Locate each line below that includes "styles" and reproduce it.

COLLECTED DATA ->
________________________________________

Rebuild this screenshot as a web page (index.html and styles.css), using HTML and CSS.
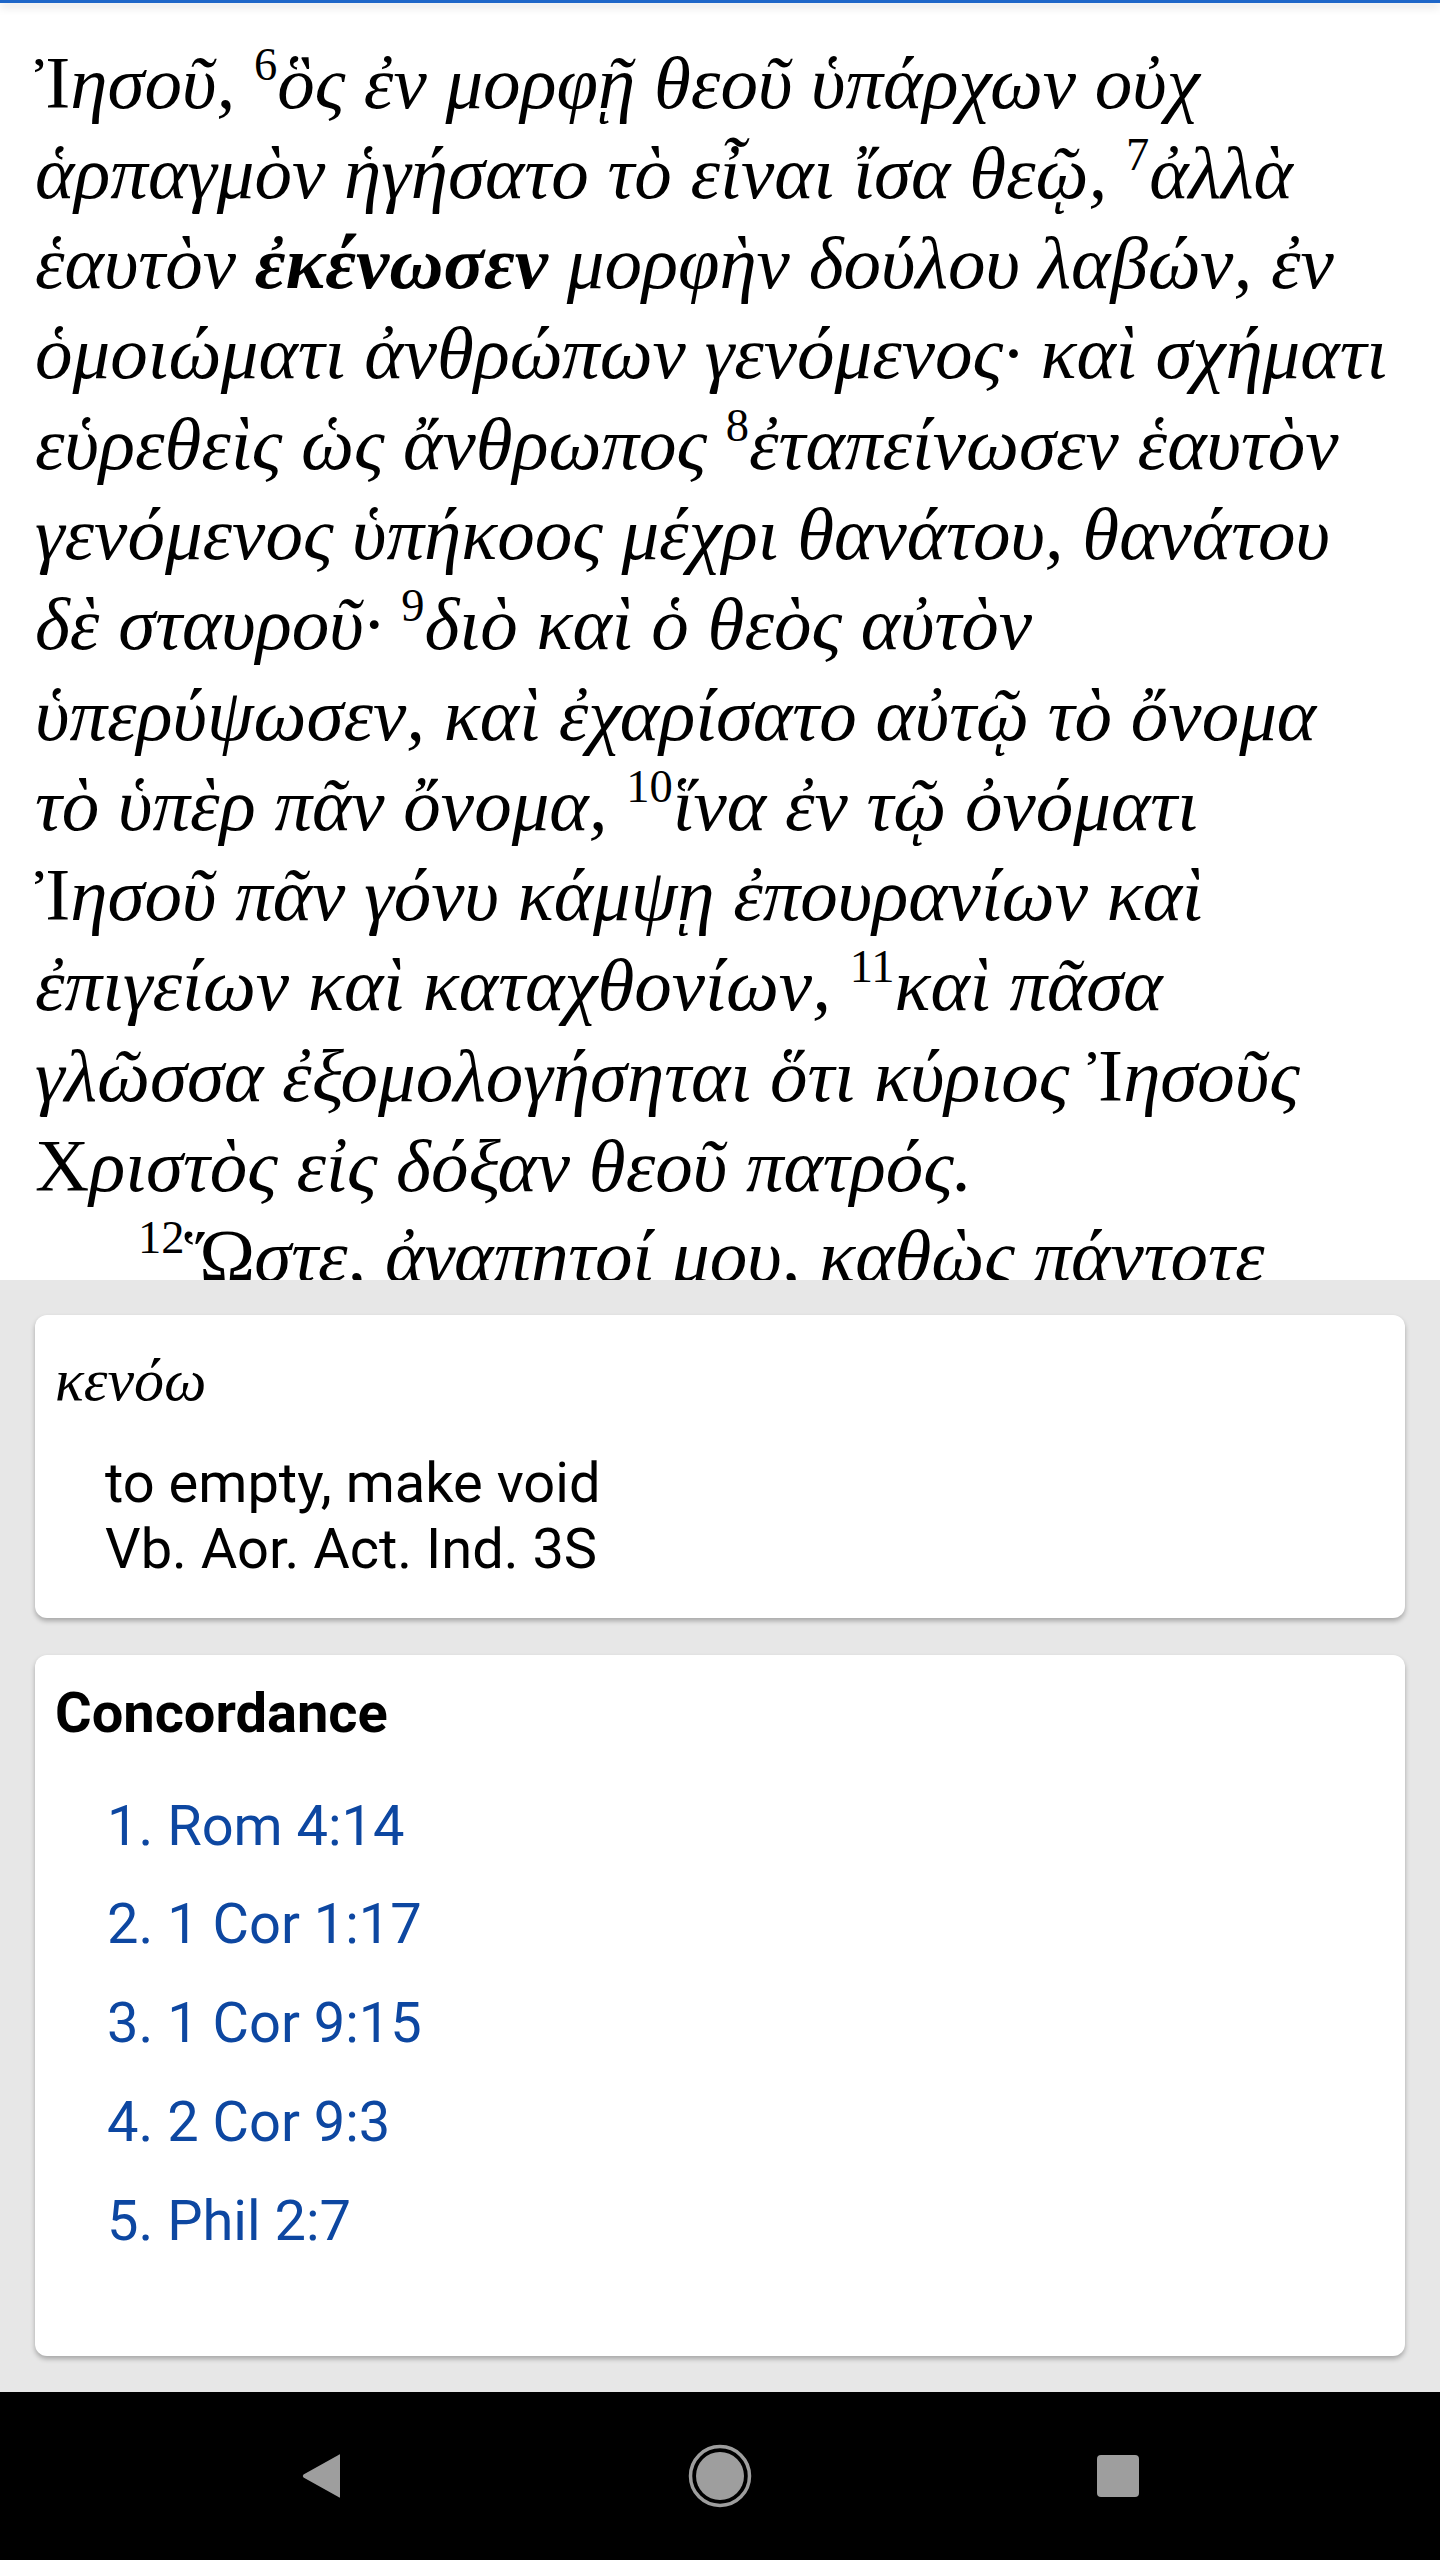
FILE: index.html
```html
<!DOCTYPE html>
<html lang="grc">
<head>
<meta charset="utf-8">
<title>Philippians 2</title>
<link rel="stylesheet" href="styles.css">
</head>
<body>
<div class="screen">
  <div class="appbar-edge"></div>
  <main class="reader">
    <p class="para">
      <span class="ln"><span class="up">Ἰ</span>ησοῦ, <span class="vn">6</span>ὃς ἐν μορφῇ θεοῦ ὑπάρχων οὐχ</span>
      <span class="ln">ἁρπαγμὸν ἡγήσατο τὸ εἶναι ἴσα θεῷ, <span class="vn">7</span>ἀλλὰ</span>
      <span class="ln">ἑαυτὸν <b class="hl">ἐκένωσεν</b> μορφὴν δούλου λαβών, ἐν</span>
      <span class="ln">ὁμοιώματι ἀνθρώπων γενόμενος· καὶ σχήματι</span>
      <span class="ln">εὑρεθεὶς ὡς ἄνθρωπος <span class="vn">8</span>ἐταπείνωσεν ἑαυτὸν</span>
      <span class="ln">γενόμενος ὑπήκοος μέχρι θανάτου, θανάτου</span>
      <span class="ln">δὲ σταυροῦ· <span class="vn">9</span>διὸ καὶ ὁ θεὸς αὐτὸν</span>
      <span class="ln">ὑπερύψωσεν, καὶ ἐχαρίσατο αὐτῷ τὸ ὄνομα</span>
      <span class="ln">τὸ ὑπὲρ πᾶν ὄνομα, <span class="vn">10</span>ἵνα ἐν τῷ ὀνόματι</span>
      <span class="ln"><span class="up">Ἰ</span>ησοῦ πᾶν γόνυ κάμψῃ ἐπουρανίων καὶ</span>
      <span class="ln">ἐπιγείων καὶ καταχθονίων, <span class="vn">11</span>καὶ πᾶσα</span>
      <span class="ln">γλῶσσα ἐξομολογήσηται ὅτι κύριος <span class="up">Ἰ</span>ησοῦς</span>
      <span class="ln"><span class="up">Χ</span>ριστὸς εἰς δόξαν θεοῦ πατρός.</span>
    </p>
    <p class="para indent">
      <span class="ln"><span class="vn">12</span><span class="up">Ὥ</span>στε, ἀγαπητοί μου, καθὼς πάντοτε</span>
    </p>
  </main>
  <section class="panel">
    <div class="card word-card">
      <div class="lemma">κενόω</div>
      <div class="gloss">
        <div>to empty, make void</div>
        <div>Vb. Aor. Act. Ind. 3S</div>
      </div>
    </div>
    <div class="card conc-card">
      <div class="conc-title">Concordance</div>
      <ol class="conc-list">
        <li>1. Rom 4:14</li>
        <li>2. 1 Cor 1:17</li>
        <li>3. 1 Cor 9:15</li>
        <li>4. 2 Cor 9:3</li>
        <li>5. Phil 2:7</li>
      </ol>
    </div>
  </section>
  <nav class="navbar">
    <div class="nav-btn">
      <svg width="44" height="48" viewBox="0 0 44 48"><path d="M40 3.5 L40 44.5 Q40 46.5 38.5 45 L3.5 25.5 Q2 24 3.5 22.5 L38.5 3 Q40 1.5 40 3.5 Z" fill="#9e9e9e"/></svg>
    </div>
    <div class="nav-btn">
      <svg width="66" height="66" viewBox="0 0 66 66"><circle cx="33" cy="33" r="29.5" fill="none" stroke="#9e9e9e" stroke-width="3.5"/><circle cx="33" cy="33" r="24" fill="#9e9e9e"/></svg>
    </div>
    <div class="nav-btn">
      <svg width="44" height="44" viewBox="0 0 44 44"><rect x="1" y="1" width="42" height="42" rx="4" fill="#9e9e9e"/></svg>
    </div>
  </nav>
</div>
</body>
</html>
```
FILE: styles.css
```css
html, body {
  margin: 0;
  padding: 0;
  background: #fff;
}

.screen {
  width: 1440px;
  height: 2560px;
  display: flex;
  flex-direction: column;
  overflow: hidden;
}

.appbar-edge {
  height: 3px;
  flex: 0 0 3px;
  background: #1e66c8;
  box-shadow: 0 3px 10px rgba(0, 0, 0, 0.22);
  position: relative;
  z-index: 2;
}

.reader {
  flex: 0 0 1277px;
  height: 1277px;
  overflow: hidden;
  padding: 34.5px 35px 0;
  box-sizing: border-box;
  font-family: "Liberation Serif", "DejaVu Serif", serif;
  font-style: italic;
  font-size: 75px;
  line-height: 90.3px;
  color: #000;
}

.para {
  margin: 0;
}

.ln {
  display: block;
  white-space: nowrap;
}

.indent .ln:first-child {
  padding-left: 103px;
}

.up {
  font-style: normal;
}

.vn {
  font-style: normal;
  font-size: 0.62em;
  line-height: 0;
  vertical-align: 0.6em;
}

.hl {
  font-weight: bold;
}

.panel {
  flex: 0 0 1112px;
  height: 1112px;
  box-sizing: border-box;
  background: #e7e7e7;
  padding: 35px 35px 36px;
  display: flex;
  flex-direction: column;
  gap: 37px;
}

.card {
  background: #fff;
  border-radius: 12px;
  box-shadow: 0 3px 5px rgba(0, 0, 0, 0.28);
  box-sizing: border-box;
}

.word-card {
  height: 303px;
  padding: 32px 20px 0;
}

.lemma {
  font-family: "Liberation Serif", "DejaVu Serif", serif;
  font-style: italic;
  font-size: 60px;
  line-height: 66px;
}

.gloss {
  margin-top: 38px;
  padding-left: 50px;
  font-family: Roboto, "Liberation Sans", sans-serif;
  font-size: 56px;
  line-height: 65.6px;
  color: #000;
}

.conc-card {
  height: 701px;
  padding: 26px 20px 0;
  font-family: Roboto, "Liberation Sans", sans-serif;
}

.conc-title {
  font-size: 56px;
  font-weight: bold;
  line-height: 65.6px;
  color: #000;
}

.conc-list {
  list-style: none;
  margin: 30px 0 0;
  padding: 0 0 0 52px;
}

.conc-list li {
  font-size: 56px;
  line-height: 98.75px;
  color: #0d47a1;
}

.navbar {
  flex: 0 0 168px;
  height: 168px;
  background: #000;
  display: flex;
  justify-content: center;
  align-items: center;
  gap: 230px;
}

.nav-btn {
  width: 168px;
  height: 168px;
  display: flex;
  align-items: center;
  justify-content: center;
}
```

________________________________________

WRITTEN ANSWER ->
Rebuild this screenshot as a web page (index.html and styles.css), using HTML and CSS.
<link rel="stylesheet" href="styles.css">
FILE: styles.css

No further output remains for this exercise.